- Also known as: Mohammed Abdullah
- Born: John Charles Edward Alder 29 November 1944 (age 81) Colchester, Essex, England
- Genres: Psychedelic rock
- Occupations: Musician; singer; songwriter; actor;
- Instruments: Drums; vocals;
- Years active: 1963–present
- Labels: Decca; His Master's Voice; Parlophone; Sire; Columbia; Rare Earth; Midnight;

= Twink (musician) =

English musician (born 1944)

John Charles Edward Alder (born 29 November 1944), also known as Twink, is an English drummer, actor, singer, and songwriter who was a central figure in the English psychedelic and proto-punk movement. He was a member of the Pretty Things from 1967 to 1969, and an occasional member of Pink Fairies, plus several other bands.

In 2006, Alder converted to Islam, and changed his name to Mohammed Abdullah. However, he still records under the name Twink.

==Biography==

===Early life and career===
Alder was born in Colchester, Essex, England. Many of his family members were also musicians, including his grandmother, who was a concert pianist and soloist.

Alder was interested in music from a young age. His professional career began in 1963 when he played the drums for Dane Stephens and the Deep Beats, a rhythm and blues band from Colchester. In 1964, after performing for a year, the band changed its name to the Fairies. Due to the band's growing popularity, its members began receiving regular gifts from their music fans. Alder, who had long curly hair at the time, regularly received bottles of Twink brand home perm lotion. He eventually adopted 'Twink' as his stage name.

He later reunited with Dane Stephens and Mick Weaver from the Fairies for two tracks on his 1991 album Odds & Beginnings.

=== The In-Crowd and Tomorrow ===
Twink moved to London in 1965, and at that time lived in the Chelsea area. When the Fairies broke up in August 1966, he joined a rhythm and blues/soul music band called the In-Crowd whose previous drummer had left. Other members of the In-Crowd included Steve Howe (guitar; later of Yes fame), singer Keith West, and bassist John 'Junior' Wood. A few months later, the band decided to change their name to Tomorrow. The success of West's solo recording, Excerpt from A Teenage Opera, resulted in the band's breakup and led to a one-off single by the short-lived band 'Aquarian Age' (Twink and Junior).
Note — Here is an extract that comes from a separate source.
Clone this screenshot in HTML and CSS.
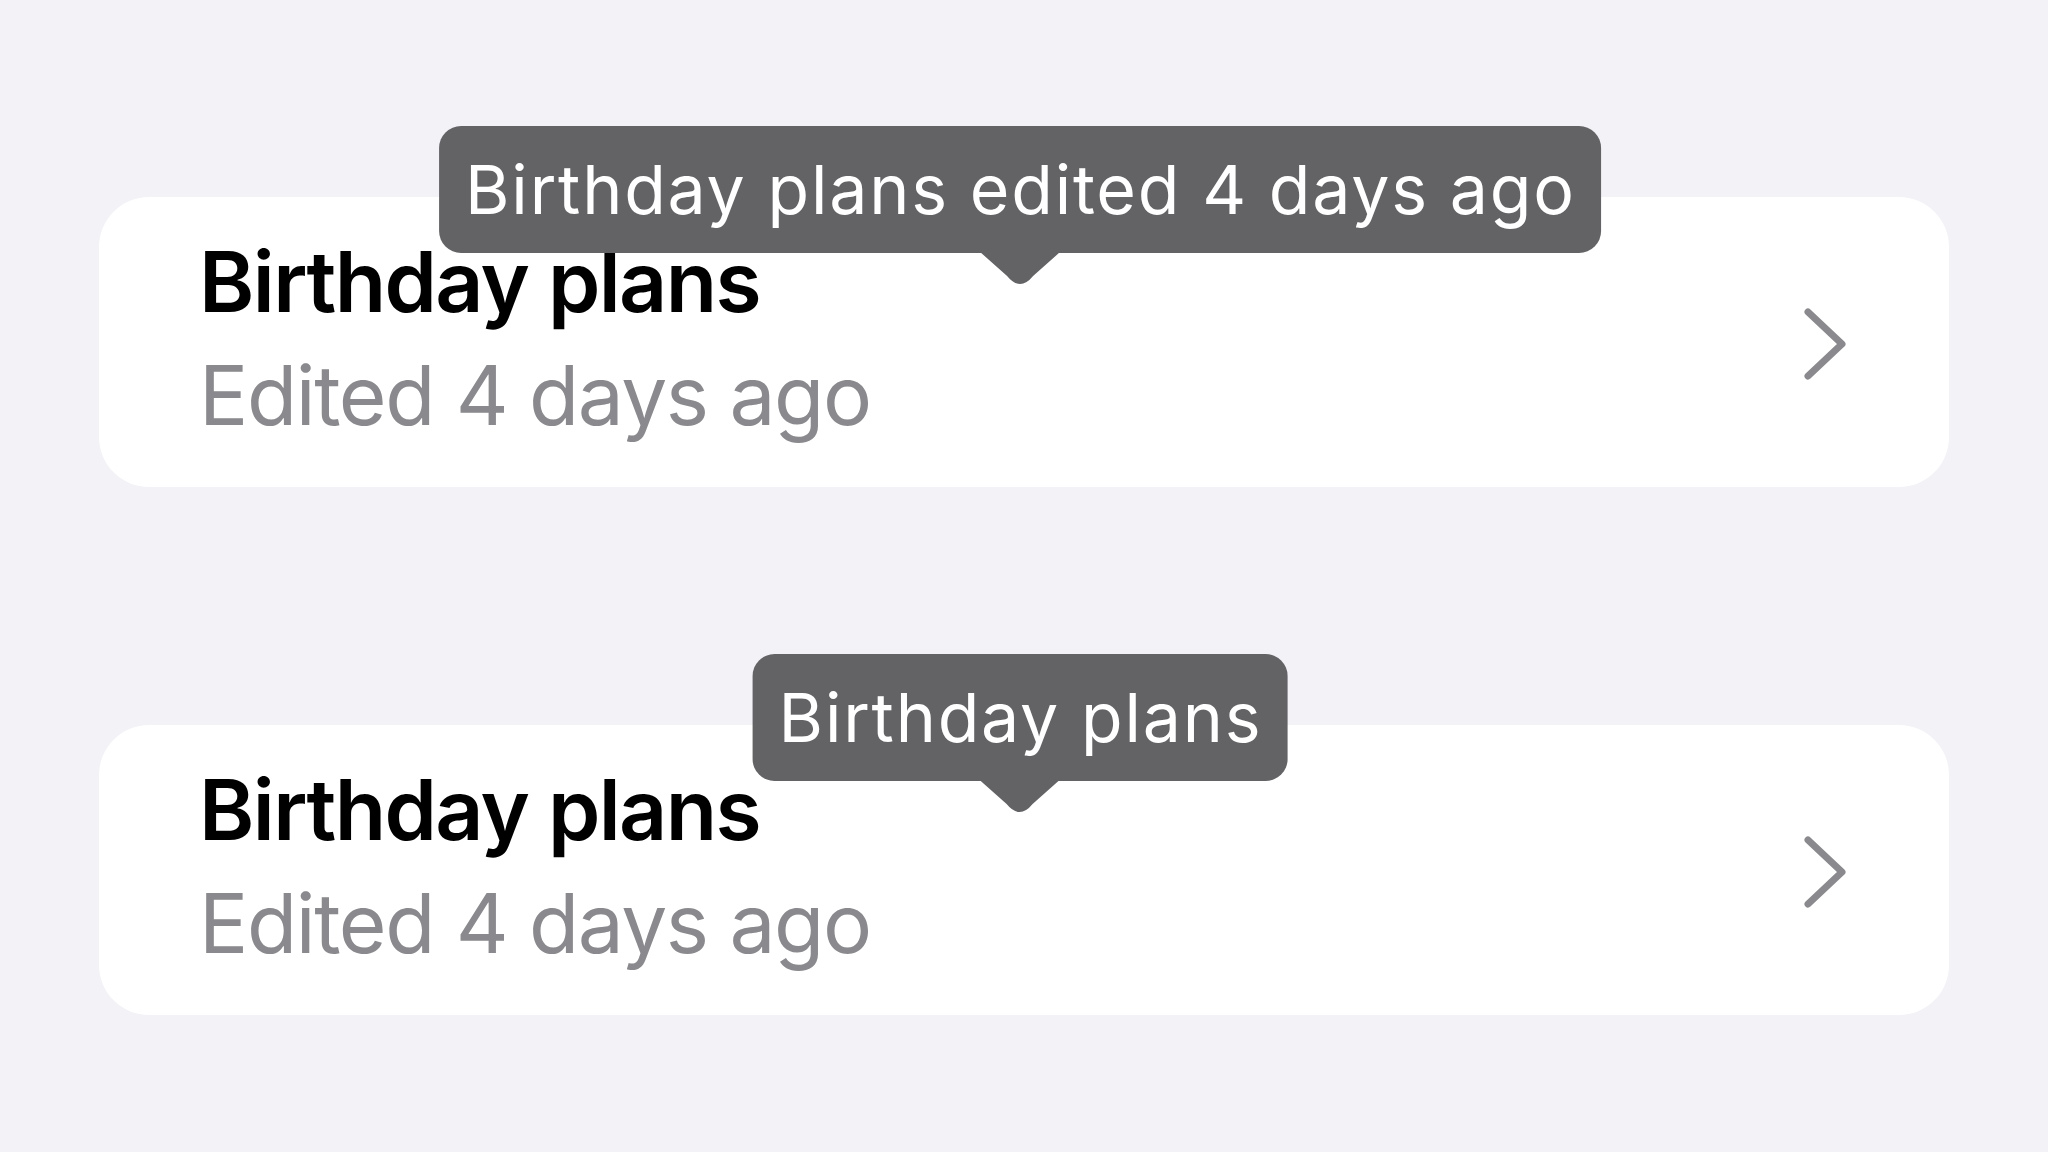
FILE: index.html
```html
<!DOCTYPE html>
<html lang="en">
<head>
<meta charset="utf-8">
<title>Notes list</title>
<link rel="stylesheet" href="styles.css">
</head>
<body>
<main class="list">
  <div class="card">
    <div class="text">
      <div class="title">Birthday plans</div>
      <div class="subtitle">Edited 4 days ago</div>
    </div>
    <svg class="chevron" width="50" height="76" viewBox="0 0 50 76" aria-hidden="true">
      <path d="M9 6 L43 38 L9 70" fill="none" stroke="#8a8a8e" stroke-width="7" stroke-linecap="round" stroke-linejoin="round"/>
    </svg>
    <div class="tooltip">
      <span class="tip-text">Birthday plans edited 4 days ago</span>
      <svg class="tip-arrow" width="80" height="38" viewBox="0 0 80 38" aria-hidden="true">
        <path d="M0 0 L27 24 Q40 40 53 24 L80 0 Z" fill="#636366"/>
      </svg>
    </div>
  </div>
  <div class="card">
    <div class="text">
      <div class="title">Birthday plans</div>
      <div class="subtitle">Edited 4 days ago</div>
    </div>
    <svg class="chevron" width="50" height="76" viewBox="0 0 50 76" aria-hidden="true">
      <path d="M9 6 L43 38 L9 70" fill="none" stroke="#8a8a8e" stroke-width="7" stroke-linecap="round" stroke-linejoin="round"/>
    </svg>
    <div class="tooltip">
      <span class="tip-text">Birthday plans</span>
      <svg class="tip-arrow" width="80" height="38" viewBox="0 0 80 38" aria-hidden="true">
        <path d="M0 0 L27 24 Q40 40 53 24 L80 0 Z" fill="#636366"/>
      </svg>
    </div>
  </div>
</main>
</body>
</html>
```
FILE: styles.css
```css
html, body {
  margin: 0;
  padding: 0;
  background: #f2f2f7;
  font-family: Inter, "Noto Sans", "Liberation Sans", sans-serif;
}

.list {
  display: flex;
  flex-direction: column;
  gap: 238px;
  padding: 197px 99px 0 99px;
}

.card {
  position: relative;
  display: flex;
  align-items: flex-start;
  justify-content: space-between;
  height: 290px;
  background: #ffffff;
  border-radius: 50px;
}

.text {
  display: flex;
  flex-direction: column;
  padding: 43px 0 0 100px;
}

.title {
  font-size: 84px;
  line-height: 84px;
  font-weight: 600;
  color: #000000;
  letter-spacing: -1.6px;
}

.subtitle {
  margin-top: 31px;
  font-size: 82px;
  line-height: 82px;
  font-weight: 400;
  color: #8a8a8e;
  letter-spacing: -1.4px;
}

.chevron {
  align-self: center;
  margin-right: 100px;
  margin-top: 4px;
}

.tooltip {
  position: absolute;
  top: -71px;
  left: 50%;
  margin-left: -4px;
  transform: translateX(-50%);
  height: 127px;
  display: flex;
  align-items: center;
  padding: 0 25px 0 26px;
  background: #636366;
  border-radius: 22px;
}

.tip-text {
  font-size: 68px;
  line-height: 127px;
  color: #ffffff;
  white-space: nowrap;
  letter-spacing: 1.8px;
}

.tip-arrow {
  position: absolute;
  left: 50%;
  top: 126px;
  transform: translateX(-50%);
}
```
In his book White Bicycles, Joe Boyd cites a Tomorrow show at the UFO Club in London's Camden borough—and Twink's performance in particular—as the zenith of 1960s pop culture. Tomorrow also played with guitarist Jimi Hendrix at UFO.

In 1967, Twink completed a recording session with a group called Santa Barbara Machine Head. They featured two former members of the beat group the Birds: Ron Wood (later of the Creation, Faces and the Rolling Stones) and Kim Gardner (later also of The Creation and Ashton, Gardner & Dyke); and keyboardist Jon Lord (later of Deep Purple).

=== The Pretty Things ===
Twink replaced Skip Alan in the band the Pretty Things, joining Phil May, Dick Taylor, Wally Allen, and Jon Povey. He participated in the making of their album S.F. Sorrow. He was also a member of this group when they appeared in the Norman Wisdom film What's Good for the Goose. Twink became famous for his outrageous behaviour, such as climbing the speaker stacks and diving into the audience when the band performed at a free open-air concert in London's Hyde Park.

=== Think Pink ===
Twink recorded his first solo album, Think Pink, toward the end of his tenure with the Pretty Things. Supporting musicians included proto-punk forerunners the Deviants, including Mick Farren (who produced the album), Paul Rudolph (guitar), Duncan 'Sandy' Sanderson, and Steve Peregrin Took (of Tyrannosaurus Rex), who contributed two of the songs. It also featured May, Povey, Waller, and Victor Unitt of the Pretty Things, Viv Prince (ex-Pretty Things), John 'The Honk' Lodge (Junior's Eyes, Quiver), 'Junior' Wood, and the 'Pink Fairies Motorcycle Club and All-Star Rock and Roll Band'. The name "Pink Fairies" was derived from a story by Deviants manager Jamie Mandelkau, who may not have been aware of Twink's former band.

=== Pink Fairies ===
The lineup of the Pink Fairies (Mark 1) featured Think Pink musicians Twink, Took, and Farren – all three having left their respective bands - and was named after the 'Pink Fairies Rock 'n' Roll Club', a loose group of affiliated musicians including Took, Farren, the Deviants, Syd Barrett (formerly of Pink Floyd), and the Pretty Things. They played in Ladbroke Grove, home of the UK underground. The Mark 1 lineup — including Twink's girlfriend Sally "Silver Darling" Melzer on keyboards — performed one shambolic gig in Manchester and recorded Farren's solo album Mona – The Carnivorous Circus in late 1969 before falling apart. Took, Farren, former Entire Sioux Nation guitarist and bassist (and later Motörhead founder) Larry Wallis, and Tim Taylor then assembled Shagrat, with Farren departing before any recordings were made and drummer Phil Lenoir joining to complete the line-up.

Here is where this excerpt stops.